Lisa...of the infamous Levain Copycats? Cool! Welcome, and thanks so much for commenting. I have added a link to your blog in this post, and I have also added your site to my blogroll. (I must tell you, that lasagna you made looks AMAZING! I might have to try that myself.)


Anonymous said...

Gina, yes it's moi :) Thank you so much for the link, and I just added you to my blogroll also. I almost want to switch to Blogger, but I hate that I can't import my posts and comments from wordpress. Oh well, I'll just see how wordpress goes for now :)

That said, great blog!

Anonymous said...

Ooops, I forgot to add, I linked you in my ciabatta post too :) I love this blogging stuff..LOL

Anonymous said...

Hi, I tried this recipe this last weekend and for a first time Ciabatta maker it was great!! Crunchy outside with a soft chewy centre. I have already been ordered by the family that I WILL be making it again. Well worth the effort to prepare! Thanks, Greg (South Arica).

Anonymous said...

This formula has Reinhart beat. The Ciabbata was excellent.

-Donna said...

Thanks for posting your ciabatta journey and pics, it gave me hope! I've been wanting a good ciabatta recipe but keep ending up with a dense crumb to my utter disappointment.

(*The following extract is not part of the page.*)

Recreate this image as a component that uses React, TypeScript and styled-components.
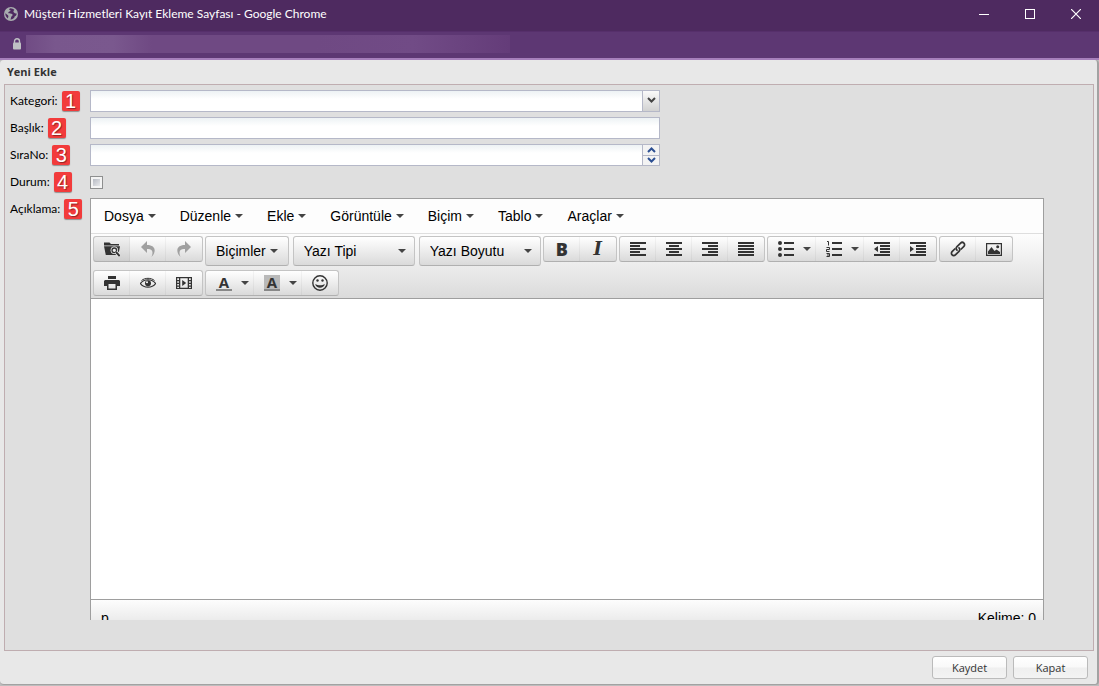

Reading posts that talk about the different formulas and hydration levels helps; living in SLC, I'll have to play with the hydration, the ambient humidity is very low...great for sitting comfortably on the deck without a lot of insects in the evening but maybe not so hot for ciabatta....

gbgolfer71 said...

I discovered your post while researching Craig Ponsford, who I knew nothing about until I read Jeffery Steingarten's magnificent "It Must've Been Something I Ate". Highly, highly recommended book!

Thanks so much for posting this recipe! I'm in the process of making the ciabatta and noticed a small error in your transcription. For the biga Glezer's book calls for 1/4 teaspoon of yeast.

Anonymous said...

I live in the UK and our cup size is different from that in the USA.
Can anybody help by giving measurements in grams, rather than in cup/s.